Thomas Awah or Thomas Awah, Jr. is an activist and journalist from Cameroon born in 1969. Awah was arrested in 2017 and sentenced to 11 years imprisonment on charges of terrorism, spreading false news, hostility to the fatherland, secession, insurrection and revolution.

== Activism ==
Awah is a journalist and a former correspondent for Equinoxe TV and Afrik 2 Radio. He is openly affiliated with the Cameroon Anglophone Movement (CAM), which advocates for Anglophone self-determinism, and has taken part in Angolophone protests as well as reported on them as a journalist.

== Arrest and Sentence ==
Awah was arrested during a "Ghost Town" demonstration, when Anglophone residents closed their businesses as a form of protest. Awah was hoping to interview residents of Bamenda City for Afrik 2 Radio, when he was stopped by officers and arrested in possession of documents from the secessionist Southern Cameroons National Council (SCNC).

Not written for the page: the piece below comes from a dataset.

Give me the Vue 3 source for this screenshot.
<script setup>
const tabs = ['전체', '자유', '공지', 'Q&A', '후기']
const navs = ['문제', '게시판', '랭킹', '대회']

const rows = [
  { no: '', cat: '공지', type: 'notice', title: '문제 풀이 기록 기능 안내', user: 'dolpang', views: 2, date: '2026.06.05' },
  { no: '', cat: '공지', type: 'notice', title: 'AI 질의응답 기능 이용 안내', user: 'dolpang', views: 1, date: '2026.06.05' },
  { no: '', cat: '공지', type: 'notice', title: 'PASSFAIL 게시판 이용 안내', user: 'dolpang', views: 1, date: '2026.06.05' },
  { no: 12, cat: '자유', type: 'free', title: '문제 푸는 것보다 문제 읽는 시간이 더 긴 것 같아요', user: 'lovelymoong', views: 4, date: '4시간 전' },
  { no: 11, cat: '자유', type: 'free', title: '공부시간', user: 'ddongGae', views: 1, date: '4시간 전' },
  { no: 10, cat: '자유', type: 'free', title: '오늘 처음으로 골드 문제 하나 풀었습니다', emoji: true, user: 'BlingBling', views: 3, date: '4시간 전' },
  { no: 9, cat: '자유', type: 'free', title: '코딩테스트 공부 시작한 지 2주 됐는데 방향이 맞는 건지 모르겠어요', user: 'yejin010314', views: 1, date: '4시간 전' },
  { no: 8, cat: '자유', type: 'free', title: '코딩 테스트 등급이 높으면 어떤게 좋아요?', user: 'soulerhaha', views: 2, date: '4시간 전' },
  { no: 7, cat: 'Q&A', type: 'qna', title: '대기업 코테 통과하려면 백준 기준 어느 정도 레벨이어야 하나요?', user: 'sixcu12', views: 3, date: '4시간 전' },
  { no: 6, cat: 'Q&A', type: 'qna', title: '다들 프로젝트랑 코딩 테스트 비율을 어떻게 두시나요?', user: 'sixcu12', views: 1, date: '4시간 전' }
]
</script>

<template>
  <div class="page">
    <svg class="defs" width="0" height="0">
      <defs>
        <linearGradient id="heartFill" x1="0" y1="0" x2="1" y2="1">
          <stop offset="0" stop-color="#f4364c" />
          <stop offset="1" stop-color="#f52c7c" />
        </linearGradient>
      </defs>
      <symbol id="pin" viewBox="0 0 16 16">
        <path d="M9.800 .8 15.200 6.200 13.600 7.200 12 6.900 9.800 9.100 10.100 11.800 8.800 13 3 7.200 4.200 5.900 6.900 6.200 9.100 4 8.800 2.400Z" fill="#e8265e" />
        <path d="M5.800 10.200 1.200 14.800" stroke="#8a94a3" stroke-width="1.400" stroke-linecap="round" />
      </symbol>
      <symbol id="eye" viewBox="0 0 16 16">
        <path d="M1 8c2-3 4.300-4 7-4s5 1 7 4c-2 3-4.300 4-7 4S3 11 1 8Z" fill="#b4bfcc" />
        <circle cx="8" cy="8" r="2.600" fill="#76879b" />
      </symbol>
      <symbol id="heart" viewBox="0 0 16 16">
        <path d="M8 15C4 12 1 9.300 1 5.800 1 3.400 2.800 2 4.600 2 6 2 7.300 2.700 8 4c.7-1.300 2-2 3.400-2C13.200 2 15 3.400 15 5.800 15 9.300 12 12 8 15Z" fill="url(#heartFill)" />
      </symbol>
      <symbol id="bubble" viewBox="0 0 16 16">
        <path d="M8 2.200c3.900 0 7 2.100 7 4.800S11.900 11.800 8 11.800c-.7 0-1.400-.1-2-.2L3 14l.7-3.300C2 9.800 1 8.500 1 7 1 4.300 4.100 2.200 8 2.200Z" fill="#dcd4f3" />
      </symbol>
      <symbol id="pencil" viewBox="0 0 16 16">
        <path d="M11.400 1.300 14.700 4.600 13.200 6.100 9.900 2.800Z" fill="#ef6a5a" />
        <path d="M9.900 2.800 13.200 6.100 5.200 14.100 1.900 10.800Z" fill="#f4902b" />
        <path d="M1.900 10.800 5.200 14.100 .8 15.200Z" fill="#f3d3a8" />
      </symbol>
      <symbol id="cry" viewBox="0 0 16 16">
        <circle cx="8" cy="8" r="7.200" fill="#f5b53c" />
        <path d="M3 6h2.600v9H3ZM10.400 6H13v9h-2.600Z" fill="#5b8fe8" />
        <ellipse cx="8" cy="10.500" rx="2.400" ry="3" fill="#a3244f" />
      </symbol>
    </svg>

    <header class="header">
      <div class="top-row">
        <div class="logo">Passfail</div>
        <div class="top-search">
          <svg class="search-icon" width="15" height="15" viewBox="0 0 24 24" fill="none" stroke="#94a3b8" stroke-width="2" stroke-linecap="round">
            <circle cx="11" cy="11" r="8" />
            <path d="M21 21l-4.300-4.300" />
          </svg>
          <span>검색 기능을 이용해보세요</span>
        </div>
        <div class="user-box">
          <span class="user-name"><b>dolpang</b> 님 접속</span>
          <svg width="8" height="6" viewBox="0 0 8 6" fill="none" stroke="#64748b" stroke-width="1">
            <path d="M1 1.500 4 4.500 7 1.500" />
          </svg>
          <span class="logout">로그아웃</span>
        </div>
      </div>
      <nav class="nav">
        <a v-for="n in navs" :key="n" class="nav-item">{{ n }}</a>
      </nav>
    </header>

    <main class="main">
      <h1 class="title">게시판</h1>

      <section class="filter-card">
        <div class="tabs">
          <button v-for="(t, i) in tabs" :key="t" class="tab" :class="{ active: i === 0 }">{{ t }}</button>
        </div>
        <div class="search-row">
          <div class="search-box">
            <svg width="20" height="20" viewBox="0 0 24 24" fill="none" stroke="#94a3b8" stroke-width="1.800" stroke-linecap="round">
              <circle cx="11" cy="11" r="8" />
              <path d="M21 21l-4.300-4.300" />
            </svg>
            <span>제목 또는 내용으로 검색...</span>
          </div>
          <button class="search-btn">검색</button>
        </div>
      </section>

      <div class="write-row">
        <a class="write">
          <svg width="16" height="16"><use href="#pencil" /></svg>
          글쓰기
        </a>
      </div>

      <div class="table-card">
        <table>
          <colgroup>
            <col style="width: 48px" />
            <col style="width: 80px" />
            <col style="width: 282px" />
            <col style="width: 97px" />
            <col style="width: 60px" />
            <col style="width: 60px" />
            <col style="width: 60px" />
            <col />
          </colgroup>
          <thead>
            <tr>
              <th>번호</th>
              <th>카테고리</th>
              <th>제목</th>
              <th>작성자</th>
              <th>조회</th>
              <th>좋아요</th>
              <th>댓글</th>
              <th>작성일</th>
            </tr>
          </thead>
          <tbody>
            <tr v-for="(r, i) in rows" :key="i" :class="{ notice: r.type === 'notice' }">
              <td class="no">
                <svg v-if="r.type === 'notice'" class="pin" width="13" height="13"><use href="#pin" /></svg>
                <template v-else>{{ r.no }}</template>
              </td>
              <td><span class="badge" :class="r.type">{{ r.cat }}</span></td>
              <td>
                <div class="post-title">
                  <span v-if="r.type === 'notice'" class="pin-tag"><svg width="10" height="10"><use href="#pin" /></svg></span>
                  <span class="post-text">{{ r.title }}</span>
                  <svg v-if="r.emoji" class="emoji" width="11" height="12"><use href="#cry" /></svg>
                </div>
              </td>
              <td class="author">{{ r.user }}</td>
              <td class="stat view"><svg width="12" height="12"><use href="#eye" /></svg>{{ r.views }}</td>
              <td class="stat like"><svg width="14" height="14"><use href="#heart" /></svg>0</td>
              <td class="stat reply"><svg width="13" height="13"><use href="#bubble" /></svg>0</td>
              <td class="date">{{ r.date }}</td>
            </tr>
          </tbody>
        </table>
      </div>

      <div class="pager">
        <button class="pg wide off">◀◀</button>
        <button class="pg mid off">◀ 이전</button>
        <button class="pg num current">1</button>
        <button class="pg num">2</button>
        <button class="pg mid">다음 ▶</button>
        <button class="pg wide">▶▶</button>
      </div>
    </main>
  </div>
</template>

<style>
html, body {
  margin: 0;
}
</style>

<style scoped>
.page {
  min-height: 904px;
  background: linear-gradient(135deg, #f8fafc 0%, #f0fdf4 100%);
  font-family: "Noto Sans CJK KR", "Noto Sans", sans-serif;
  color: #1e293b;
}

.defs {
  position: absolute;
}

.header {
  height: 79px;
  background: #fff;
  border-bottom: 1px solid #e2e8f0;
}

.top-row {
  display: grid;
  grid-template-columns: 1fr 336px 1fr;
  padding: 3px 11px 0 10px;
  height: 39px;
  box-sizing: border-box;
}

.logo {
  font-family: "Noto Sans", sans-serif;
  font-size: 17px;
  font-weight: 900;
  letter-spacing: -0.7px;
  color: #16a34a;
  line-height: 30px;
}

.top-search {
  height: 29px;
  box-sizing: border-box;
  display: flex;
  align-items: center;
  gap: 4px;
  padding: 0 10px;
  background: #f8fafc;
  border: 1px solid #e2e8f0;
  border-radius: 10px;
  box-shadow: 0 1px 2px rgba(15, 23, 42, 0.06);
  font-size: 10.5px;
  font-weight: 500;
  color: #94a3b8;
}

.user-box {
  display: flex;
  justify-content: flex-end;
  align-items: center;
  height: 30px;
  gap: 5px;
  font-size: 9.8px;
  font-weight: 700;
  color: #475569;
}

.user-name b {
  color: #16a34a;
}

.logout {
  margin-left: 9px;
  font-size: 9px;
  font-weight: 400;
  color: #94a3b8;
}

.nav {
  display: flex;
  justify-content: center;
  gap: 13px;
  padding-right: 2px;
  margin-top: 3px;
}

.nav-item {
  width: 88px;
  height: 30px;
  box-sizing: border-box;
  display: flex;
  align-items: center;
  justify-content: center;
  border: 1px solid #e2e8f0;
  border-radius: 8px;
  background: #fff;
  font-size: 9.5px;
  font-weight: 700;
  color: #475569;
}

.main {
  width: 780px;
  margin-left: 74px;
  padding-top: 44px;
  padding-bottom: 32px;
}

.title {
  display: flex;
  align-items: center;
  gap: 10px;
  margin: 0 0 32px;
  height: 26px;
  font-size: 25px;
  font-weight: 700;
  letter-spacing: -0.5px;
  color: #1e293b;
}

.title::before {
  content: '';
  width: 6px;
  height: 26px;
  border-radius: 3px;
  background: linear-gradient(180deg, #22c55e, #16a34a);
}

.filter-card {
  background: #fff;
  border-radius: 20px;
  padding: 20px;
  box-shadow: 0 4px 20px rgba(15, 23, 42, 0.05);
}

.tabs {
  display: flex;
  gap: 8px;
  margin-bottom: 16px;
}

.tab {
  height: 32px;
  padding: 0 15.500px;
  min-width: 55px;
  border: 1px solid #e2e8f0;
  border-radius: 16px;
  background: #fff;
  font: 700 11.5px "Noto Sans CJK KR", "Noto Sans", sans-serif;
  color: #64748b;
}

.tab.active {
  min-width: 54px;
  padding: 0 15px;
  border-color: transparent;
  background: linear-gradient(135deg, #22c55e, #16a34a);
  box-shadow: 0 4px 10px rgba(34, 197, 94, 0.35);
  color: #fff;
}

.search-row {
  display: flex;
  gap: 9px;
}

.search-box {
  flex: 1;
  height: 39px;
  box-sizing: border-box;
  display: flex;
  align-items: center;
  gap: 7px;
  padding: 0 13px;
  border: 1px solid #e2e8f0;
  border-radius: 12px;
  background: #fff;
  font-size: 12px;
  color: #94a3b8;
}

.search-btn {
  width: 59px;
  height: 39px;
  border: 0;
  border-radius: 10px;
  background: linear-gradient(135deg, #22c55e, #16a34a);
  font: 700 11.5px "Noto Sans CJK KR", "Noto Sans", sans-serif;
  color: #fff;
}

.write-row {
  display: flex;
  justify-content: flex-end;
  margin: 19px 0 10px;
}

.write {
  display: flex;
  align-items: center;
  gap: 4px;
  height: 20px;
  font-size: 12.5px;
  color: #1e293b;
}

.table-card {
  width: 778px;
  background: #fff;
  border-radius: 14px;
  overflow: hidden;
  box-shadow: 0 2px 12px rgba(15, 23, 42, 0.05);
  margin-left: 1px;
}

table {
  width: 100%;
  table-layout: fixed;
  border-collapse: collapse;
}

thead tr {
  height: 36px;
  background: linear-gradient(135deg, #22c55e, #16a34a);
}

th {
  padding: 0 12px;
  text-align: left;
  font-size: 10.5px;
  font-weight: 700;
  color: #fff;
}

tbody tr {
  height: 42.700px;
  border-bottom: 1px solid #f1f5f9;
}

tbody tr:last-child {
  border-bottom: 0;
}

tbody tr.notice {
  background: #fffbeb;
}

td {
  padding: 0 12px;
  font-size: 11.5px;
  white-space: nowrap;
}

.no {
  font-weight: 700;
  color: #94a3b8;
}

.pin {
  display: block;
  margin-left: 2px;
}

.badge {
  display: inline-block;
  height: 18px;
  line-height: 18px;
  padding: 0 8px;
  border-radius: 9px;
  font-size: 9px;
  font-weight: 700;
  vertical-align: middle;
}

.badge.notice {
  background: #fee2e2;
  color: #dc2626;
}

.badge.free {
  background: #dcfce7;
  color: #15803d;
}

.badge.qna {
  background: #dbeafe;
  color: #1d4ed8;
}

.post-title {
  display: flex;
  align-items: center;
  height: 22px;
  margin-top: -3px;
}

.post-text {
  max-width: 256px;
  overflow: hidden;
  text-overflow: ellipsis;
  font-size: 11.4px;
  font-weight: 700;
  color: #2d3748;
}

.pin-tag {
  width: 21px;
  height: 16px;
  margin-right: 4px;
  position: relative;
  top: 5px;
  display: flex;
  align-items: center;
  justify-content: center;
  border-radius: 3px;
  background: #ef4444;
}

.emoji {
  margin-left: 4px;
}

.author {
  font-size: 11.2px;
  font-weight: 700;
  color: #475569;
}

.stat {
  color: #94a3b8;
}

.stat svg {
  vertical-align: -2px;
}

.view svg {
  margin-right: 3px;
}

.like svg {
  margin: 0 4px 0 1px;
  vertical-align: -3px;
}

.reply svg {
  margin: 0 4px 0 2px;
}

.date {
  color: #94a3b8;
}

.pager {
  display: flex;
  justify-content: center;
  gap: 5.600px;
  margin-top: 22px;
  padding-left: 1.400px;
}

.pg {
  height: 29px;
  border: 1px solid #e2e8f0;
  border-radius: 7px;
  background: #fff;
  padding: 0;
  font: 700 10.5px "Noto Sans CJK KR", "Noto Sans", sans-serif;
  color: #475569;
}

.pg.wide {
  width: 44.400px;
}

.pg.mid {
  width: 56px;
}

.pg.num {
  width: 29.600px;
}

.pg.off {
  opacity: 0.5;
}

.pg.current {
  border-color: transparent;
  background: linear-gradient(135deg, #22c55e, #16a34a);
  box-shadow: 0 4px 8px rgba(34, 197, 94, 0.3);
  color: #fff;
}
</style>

The SCNC was banned by the government weeks later, claiming they put the state's security at risk. After he was arrested, Awah was interrogated about the Anglophone movement and sent to Kondengui Central Prison to be held in pre-trial detention.

Awah was tried alongside eight other detainees linked to the Anglophone movement. Since being convicted, Awah has been returned to the Kondengui Central Prison in Yaoundé, and suffers from tuberculosis, toxoplasmosis, and pneumonia, which have been worsened by the conditions of his imprisonment.

== International Response ==
The international human rights organization Freedom Now and the law firm Dechert LLP filed a petition with the UN Working Group on Arbitrary Detention on Awah's behalf in October 2020.